The father and stepson had maintained their home in Canada, with an established domicile at Montreal for more, than ten years. Beyond any doubt, and under our decision in Gorcevich v. Zurbrick, 48 F.(2d) 1054, April 7, 1931, Canada was the country “whence they came.” If Canada had refused to receive them, they might then have been sent to the country of their citizenship; but since, on March 18,1921, they were not residing in the formerly Russian territory which became Poland, thus ipso facto then beeom-ing Polish citizens, and since they did not file their option for Polish citizenship before September 24, 1924, they lost their right— until then continued — to acquire that status. Treaty of Riga, of March 18, 1921, art. 6. Doubtless Poland, by its statutes or otherwise, could permit a later acquisition, but we do not know' how it could compel them to accept. At .any rate, it would be for the deportation authorities who sent to Poland residents of the United States who had left what was now Polish territory, ten years before Poland existed, to show a clear right for this action; and this they have not done.1
Under all the facts, and if we pass by the question of limitation in all its aspects, we might permit the warrants to be amended so as to direct deportation to be to Canada, as we did in the Goreevich Case; but this is hardly the “ordinary ease” there mentioned. We are inclined rather to follow the action of the Supreme Court in the Wenglinsky Case, 282 U. S. 798, 51 S. Ct. 35, 75 L. Ed. -, and discharge absolutely. To order deportation to Poland, without effort to send to Canada, was so obviously wrong, not to say oppressive, and the aliens have been kept under restraint so many years, while the children have grown up as residents of the United States and while the deporting powers were trying to overcome the reluctance of the Polish government to repatriate the aliens, that the invalid warrant does not strongly appeal for our discretionary aid. It is not without importance, in such a discretionary matter, that these aliens were not of any excluded class, but — except for the lacking passport — were entitled to enter.

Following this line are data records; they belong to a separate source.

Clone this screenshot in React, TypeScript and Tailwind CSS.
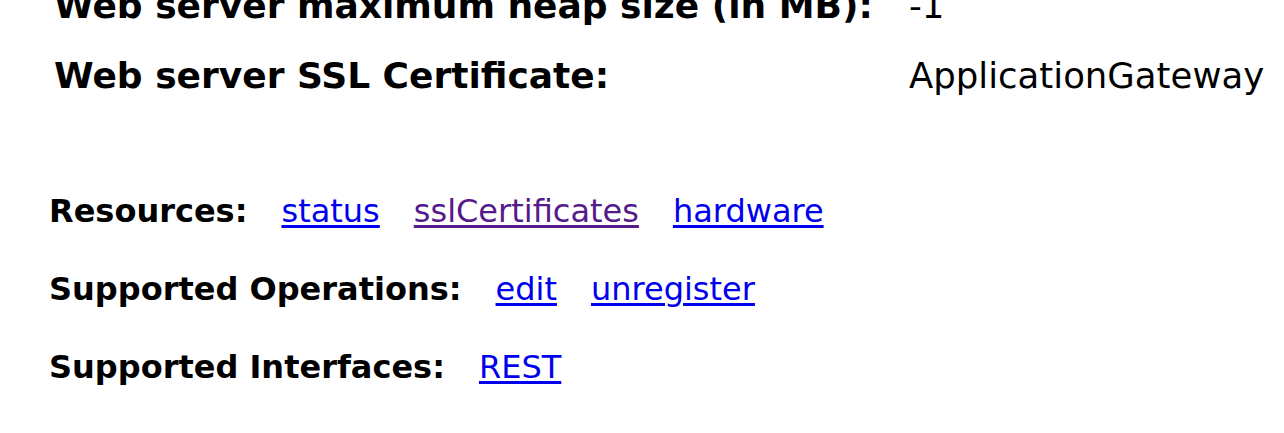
const rows = [
  { label: 'Web server maximum heap size (in MB):', value: '-1' },
  { label: 'Web server SSL Certificate:', value: 'ApplicationGateway' },
]

type Link = { text: string; visited?: boolean }

const sections: { label: string; links: Link[] }[] = [
  {
    label: 'Resources:',
    links: [{ text: 'status' }, { text: 'sslCertificates', visited: true }, { text: 'hardware' }],
  },
  { label: 'Supported Operations:', links: [{ text: 'edit' }, { text: 'unregister' }] },
  { label: 'Supported Interfaces:', links: [{ text: 'REST' }] },
]

export default function App() {
  return (
    <div className="h-[433px] w-[1284px] overflow-hidden bg-white text-black font-['DejaVu_Sans',sans-serif]">
      {/* Properties table */}
      <div className="-mt-[29px] pl-[54px]">
        {rows.map(r => (
          <div key={r.label} className="grid grid-cols-[855px_auto] leading-[70px] whitespace-nowrap">
            <span className="font-bold text-[36px]">{r.label}</span>
            <span className="text-[35.5px]">{r.value}</span>
          </div>
        ))}
      </div>

      {/* Resources / operations */}
      <div className="mt-[61px] pl-[49px]">
        {sections.map(s => (
          <div key={s.label} className="flex text-[32px] leading-[78px] whitespace-nowrap">
            <span className="font-bold">{s.label}</span>
            {s.links.map(l => (
              <a
                key={l.text}
                href="#"
                className={
                  l.visited
                    ? 'ml-[34px] text-[#551a8b] underline decoration-[3px] underline-offset-[3px]'
                    : 'ml-[34px] text-[#0000ee] underline decoration-[3px] underline-offset-[3px]'
                }
              >
                {l.text}
              </a>
            ))}
          </div>
        ))}
      </div>
    </div>
  )
}
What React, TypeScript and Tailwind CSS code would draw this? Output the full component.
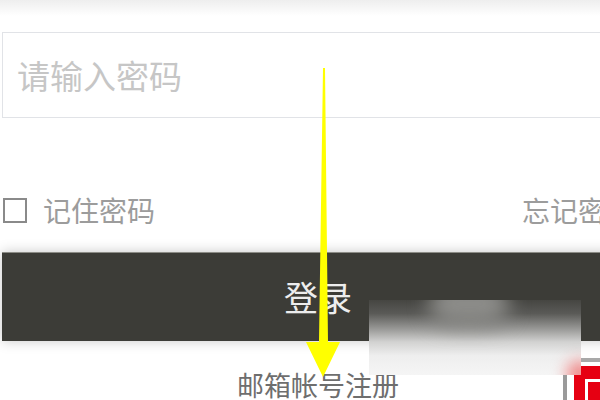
import React from "react";

const cjk = { fontFamily: '"Noto Sans CJK SC", "Noto Sans", sans-serif' };

function Arrow() {
  return (
    <svg
      className="pointer-events-none absolute left-0 top-0"
      width="600"
      height="400"
      viewBox="0 0 600 400"
    >
      <polygon
        points="323,68 325,68 328,342 340,342 323,377 306,342 319,342"
        fill="#ffff00"
      />
    </svg>
  );
}

function BadgeCorner() {
  return (
    <div className="absolute left-[563px] top-[358px] flex h-[42px] w-[37px]">
      <div className="mt-[14px] h-full w-[4px] bg-[#9a9a9a]" />
      <div className="ml-[7px] flex flex-1 flex-col">
        <div className="ml-[6px] h-[4px] bg-[#a8a8a8]" />
        <div className="mt-[4px] flex-1 bg-[#e60012] pl-[11px] pt-[13px]">
          <div className="h-full w-full border-l-[3px] border-t-[3px] border-white" />
        </div>
      </div>
    </div>
  );
}

// Blurred mask laid over the lower right of the login button
function BlurMask() {
  return (
    <div className="absolute left-[369px] top-[300px] h-[75px] w-[212px] overflow-hidden bg-[linear-gradient(to_bottom,#464642_0%,#5a5a57_18%,#979795_38%,#d2d2d1_56%,#eeeeee_74%,#f5f5f5_100%)]">
      <div className="absolute left-[60px] top-[-18px] h-[44px] w-[80px] rounded-full bg-[#8c8c89] blur-[10px]" />
      <div className="absolute right-[-12px] bottom-[-12px] h-[26px] w-[26px] rounded-full bg-[#ee7c7c] blur-[8px]" />
    </div>
  );
}

export default function App() {
  return (
    <div
      className="relative h-[400px] w-[600px] overflow-hidden bg-white"
      style={cjk}
    >
      <div className="h-[16px] bg-gradient-to-b from-[#eeeeee] to-white" />
      <div className="ml-[2px] flex w-[632px] flex-col">
        <div className="mt-[16px] flex h-[86px] items-center border border-[#e1e3e7] pl-[14px] text-[33px] leading-none text-[#c6c6c6]">
          请输入密码
        </div>
        <div className="mt-[78px] flex h-[28px] items-center justify-between">
          <div className="flex items-center">
            <div className="ml-[1px] h-[25px] w-[24px] border-2 border-[#8a8a8a]" />
            <span className="ml-[16px] text-[28px] leading-none text-[#9c9c9c]">
              记住密码
            </span>
          </div>
          <span className="text-[28px] leading-none text-[#9c9c9c]">忘记密码</span>
        </div>
        <div className="mt-[28px] flex h-[89px] items-center justify-center border-t border-[#8c8c86] bg-[#3c3c37] shadow-[0_0_12px_rgba(0,0,0,0.22)]">
          <span className="text-[34px] leading-none text-[#ededed]">登录</span>
        </div>
        <div className="mt-[30px] text-center text-[27px] leading-none text-[#6e6e6e]">
          邮箱帐号注册
        </div>
      </div>
      <BadgeCorner />
      <BlurMask />
      <Arrow />
    </div>
  );
}
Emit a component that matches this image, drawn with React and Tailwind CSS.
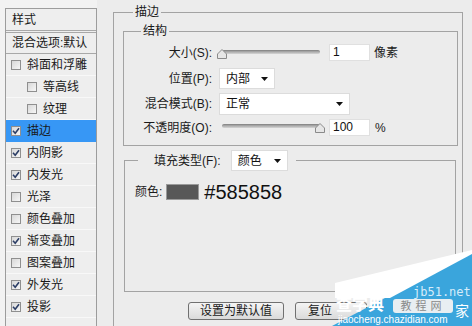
import React from 'react'

const layers = [
  { name: '斜面和浮雕', on: false, sub: false },
  { name: '等高线', on: false, sub: true },
  { name: '纹理', on: false, sub: true },
  { name: '描边', on: true, sub: false, active: true },
  { name: '内阴影', on: true, sub: false },
  { name: '内发光', on: true, sub: false },
  { name: '光泽', on: false, sub: false },
  { name: '颜色叠加', on: false, sub: false },
  { name: '渐变叠加', on: true, sub: false },
  { name: '图案叠加', on: false, sub: false },
  { name: '外发光', on: true, sub: false },
  { name: '投影', on: true, sub: false },
]

function Check({ on }) {
  return (
    <span className="w-[10px] h-[10px] shrink-0 border border-[#8f8f8f] bg-gradient-to-br from-[#d8d8d8] to-[#f6f6f6] flex items-center justify-center">
      {on && (
        <svg width="8" height="8" viewBox="0 0 8 8">
          <path d="M1 3.8 L3.2 6.2 L7 1.2" stroke="#2c3e66" strokeWidth="1.6" fill="none" />
        </svg>
      )}
    </span>
  )
}

function Arrow() {
  return (
    <svg width="7" height="4" viewBox="0 0 7 4">
      <path d="M0 0 H7 L3.5 4 Z" fill="#111" />
    </svg>
  )
}

function Select({ value, className }) {
  return (
    <div className={`bg-white border border-[#dcdcdc] flex items-center justify-between pl-[6px] pr-[6px] text-[12px] text-[#111] ${className}`}>
      <span>{value}</span>
      <Arrow />
    </div>
  )
}

function Slider({ atEnd }) {
  return (
    <div className="relative w-[108px] h-[14px] shrink-0">
      <div className="absolute left-[5px] right-[5px] top-[3px] h-[4px] rounded-full bg-gradient-to-b from-[#9a9a9a] to-[#d6d6d6] border-t border-[#8a8a8a]" />
      <svg className={`absolute top-[2px] ${atEnd ? 'left-[98px]' : 'left-0'}`} width="10" height="10" viewBox="0 0 10 10">
        <path d="M5 0.5 L9.5 5 V9.5 H0.5 V5 Z" fill="#e6e6e6" stroke="#8a8a8a" />
      </svg>
    </div>
  )
}

function Label({ children }) {
  return <div className="w-[89px] shrink-0 text-right text-[12px] text-[#1a1a1a] pr-[1px]">{children}</div>
}

function Input({ value }) {
  return (
    <div className="w-[41px] h-[17px] bg-white border border-[#e0e0e0] text-[12px] leading-[15px] pl-[3px] text-[#111]">{value}</div>
  )
}

export default function App() {
  return (
    <div className="relative w-[472px] h-[326px] overflow-hidden bg-[#ececec] flex font-['Liberation_Sans','Noto_Sans_CJK_SC',sans-serif] text-[#1a1a1a]">
      {/* Style list */}
      <div className="w-[97px] shrink-0 bg-[#f2f2f2] pl-[5px] pt-[8px]">
        <div className="h-[330px] bg-[#eeeeee] border-l border-t border-r border-[#9c9c9c]">
          <div className="h-[22px] border-b border-[#a8a8a8] pl-[6px] flex items-center text-[12px]">样式</div>
          <div className="h-[2px] border-b border-[#a8a8a8]" />
          <div className="h-[21px] border-b border-[#a8a8a8] pl-[6px] flex items-center text-[12px]">混合选项:默认</div>
          {layers.map(l => (
            <div key={l.name}
              className={`h-[22px] flex items-center gap-[6px] text-[12px] border-b ${l.active ? 'bg-[#3797f5] border-[#3797f5]' : 'border-[#f8f8f8]'} ${l.sub ? 'pl-[21px]' : 'pl-[5px]'}`}>
              <Check on={l.on} />
              <span>{l.name}</span>
            </div>
          ))}
        </div>
      </div>

      {/* Settings */}
      <div className="flex-1 pt-[5px] pl-[16px] pr-[9px]">
        <fieldset className="border border-[#a3a3a3] h-[340px]">
          <legend className="ml-[19px] px-[2px] text-[12px] leading-[14px]">描边</legend>

          <fieldset className="ml-[9px] mr-[4px] mt-[5px] border border-[#a3a3a3] pb-[8px]">
            <legend className="ml-[17px] px-[2px] text-[12px] leading-[14px]">结构</legend>

            <div className="mt-[4px] h-[21px] flex items-center">
              <Label>大小(S):</Label>
              <div className="ml-[4px] mt-[2px]"><Slider /></div>
              <div className="ml-[4px]"><Input value="1" /></div>
              <span className="ml-[4px] text-[12px]">像素</span>
            </div>

            <div className="mt-[5px] h-[21px] flex items-center">
              <Label>位置(P):</Label>
              <Select value="内部" className="ml-[6px] w-[56px] h-[21px]" />
            </div>

            <div className="mt-[4px] h-[22px] flex items-center">
              <Label>混合模式(B):</Label>
              <Select value="正常" className="ml-[6px] w-[131px] h-[22px]" />
            </div>

            <div className="mt-[3px] h-[19px] flex items-center">
              <Label>不透明度(O):</Label>
              <div className="ml-[4px] mt-[1px]"><Slider atEnd /></div>
              <div className="ml-[4px]"><Input value="100" /></div>
              <span className="ml-[5px] text-[12px]">%</span>
            </div>
          </fieldset>

          <fieldset className="ml-[10px] mr-[6px] mt-[4px] border border-[#a3a3a3]">
            <legend className="ml-[13px] pl-[16px] pr-[8px]">
              <div className="flex items-center gap-[10px] text-[12px]">
                <span>填充类型(F):</span>
                <Select value="颜色" className="w-[57px] h-[21px]" />
              </div>
            </legend>
            <div className="h-[120px] pl-[10px] pt-[13px]">
              <div className="h-[16px] flex items-center">
                <span className="text-[12px]">颜色:</span>
                <span className="ml-[4px] w-[33px] h-[16px] bg-[#585858] border border-[#9a9a9a]" />
                <span className="ml-[5px] text-[20px] leading-[20px] text-[#111]">#585858</span>
              </div>
            </div>
          </fieldset>

          <div className="mt-[10px] pl-[74px] flex gap-[11px]">
            <button className="w-[96px] h-[18px] border border-[#707070] rounded-[3px] bg-gradient-to-b from-[#f4f4f4] to-[#dadada] text-[12px] leading-[16px]">设置为默认值</button>
            <button className="w-[72px] h-[18px] border border-[#707070] rounded-[3px] bg-gradient-to-b from-[#f4f4f4] to-[#dadada] text-[12px] leading-[16px] text-left pl-[12px] whitespace-nowrap overflow-hidden">复位</button>
          </div>
        </fieldset>
      </div>

      {/* Watermark */}
      <svg className="absolute left-[330px] top-[248px]" width="142" height="78" viewBox="0 0 142 78">
        <path d="M142 4 V78 H2 Z" fill="#3aa5dc" />
        <path d="M5 35 L142 2 V6 L60 50 L5 50 Z" fill="#ffffff" />
      </svg>
      <div className="absolute left-[413px] top-[286px] text-[12px] leading-[12px] text-[#d6ecfa] font-['DejaVu_Sans_Mono',monospace]">jb51.net</div>
      <div className="absolute left-[393px] top-[299px] w-[60px] h-[14px] rounded-[3px] bg-[#e8eef2] text-[11px] leading-[14px] text-center tracking-[4px] text-[#8a8a8a]">教程网</div>
      <div className="absolute left-[336px] top-[296px] text-[16px] leading-[17px] font-bold text-white">查字典</div>
      <div className="absolute left-[455px] top-[303px] text-[14px] leading-[16px] text-white">家</div>
      <div className="absolute left-[338px] top-[314px] text-[10px] leading-[11px] text-white">jiaocheng.chazidian.com</div>
    </div>
  )
}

The order below is reversed, and the case remanded, with instructions to discharge the aliens from custody.
We have assumed a former residence in Russian Poland because the record apparently refers to a town near Warsaw. There is another place of substantially the same name in Galician Poland, formerly Austrian territory. If the aliens came from this place, their citizenship did not depend on the treaty of Riga; but considerable search fails to disclose any Austrian-Polish treaty, or any Polish statute which clearly affects the status of a former resident of that territory, who in 1919 had long had a foreign domicile.